>> begin
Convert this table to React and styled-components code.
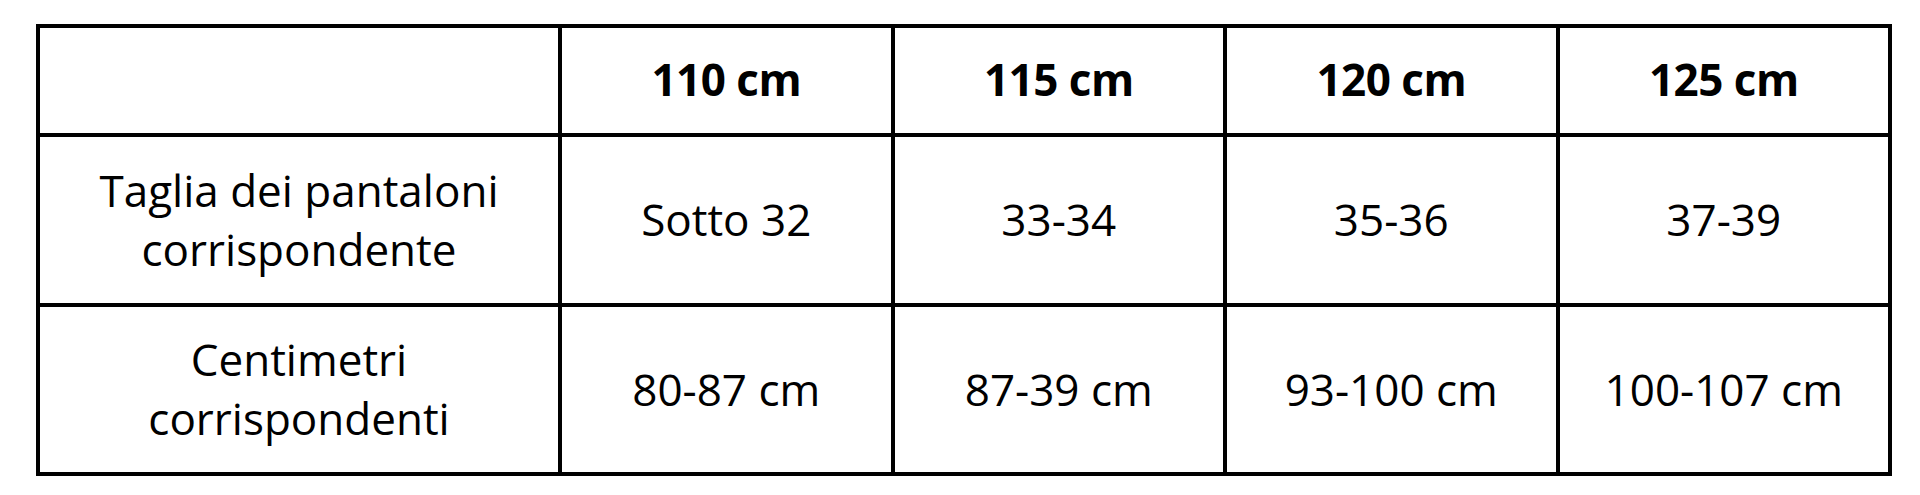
import React from "react";
import styled, { createGlobalStyle } from "styled-components";

const Global = createGlobalStyle`
  html, body { margin: 0; padding: 0; background: #ffffff; }
  body { font-family: "Open Sans", "Noto Sans", sans-serif; color: #000; }
`;

const Page = styled.div`
  padding: 24px 0 0 36px;
`;

const Grid = styled.div`
  display: grid;
  width: 1856px;
  box-sizing: border-box;
  grid-template-columns: 518px repeat(4, 328.5px);
  grid-template-rows: 105px 165.5px 165.5px;
  gap: 4px;
  padding: 4px;
  background: #000;
`;

const Cell = styled.div`
  background: #fff;
  display: flex;
  align-items: center;
  justify-content: center;
  text-align: center;
  font-size: 44px;
  line-height: 59px;
  font-weight: ${(p) => (p.$head ? 700 : 400)};
  letter-spacing: ${(p) => (p.$head ? "-0.5px" : "0")};
  padding-bottom: ${(p) => (p.$head ? "2px" : "0")};
`;

const headers = ["110 cm", "115 cm", "120 cm", "125 cm"];
const rows = [
  { label: ["Taglia dei pantaloni", "corrispondente"], values: ["Sotto 32", "33-34", "35-36", "37-39"] },
  { label: ["Centimetri", "corrispondenti"], values: ["80-87 cm", "87-39 cm", "93-100 cm", "100-107 cm"] },
];

export default function App() {
  return (
    <>
      <Global />
      <Page>
        <Grid>
          <Cell />
          {headers.map((h) => (
            <Cell key={h} $head>{h}</Cell>
          ))}
          {rows.map((r) => (
            <React.Fragment key={r.label[0]}>
              <Cell>
                {r.label[0]}
                <br />
                {r.label[1]}
              </Cell>
              {r.values.map((v) => (
                <Cell key={v}>{v}</Cell>
              ))}
            </React.Fragment>
          ))}
        </Grid>
      </Page>
    </>
  );
}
>> end
• _What you need to do_: Repeat the full listing above exactly, with no pictures in the copy.

• _Full solution_:
Convert this table to React and styled-components code.
import React from "react";
import styled, { createGlobalStyle } from "styled-components";

const Global = createGlobalStyle`
  html, body { margin: 0; padding: 0; background: #ffffff; }
  body { font-family: "Open Sans", "Noto Sans", sans-serif; color: #000; }
`;

const Page = styled.div`
  padding: 24px 0 0 36px;
`;

const Grid = styled.div`
  display: grid;
  width: 1856px;
  box-sizing: border-box;
  grid-template-columns: 518px repeat(4, 328.5px);
  grid-template-rows: 105px 165.5px 165.5px;
  gap: 4px;
  padding: 4px;
  background: #000;
`;

const Cell = styled.div`
  background: #fff;
  display: flex;
  align-items: center;
  justify-content: center;
  text-align: center;
  font-size: 44px;
  line-height: 59px;
  font-weight: ${(p) => (p.$head ? 700 : 400)};
  letter-spacing: ${(p) => (p.$head ? "-0.5px" : "0")};
  padding-bottom: ${(p) => (p.$head ? "2px" : "0")};
`;

const headers = ["110 cm", "115 cm", "120 cm", "125 cm"];
const rows = [
  { label: ["Taglia dei pantaloni", "corrispondente"], values: ["Sotto 32", "33-34", "35-36", "37-39"] },
  { label: ["Centimetri", "corrispondenti"], values: ["80-87 cm", "87-39 cm", "93-100 cm", "100-107 cm"] },
];

export default function App() {
  return (
    <>
      <Global />
      <Page>
        <Grid>
          <Cell />
          {headers.map((h) => (
            <Cell key={h} $head>{h}</Cell>
          ))}
          {rows.map((r) => (
            <React.Fragment key={r.label[0]}>
              <Cell>
                {r.label[0]}
                <br />
                {r.label[1]}
              </Cell>
              {r.values.map((v) => (
                <Cell key={v}>{v}</Cell>
              ))}
            </React.Fragment>
          ))}
        </Grid>
      </Page>
    </>
  );
}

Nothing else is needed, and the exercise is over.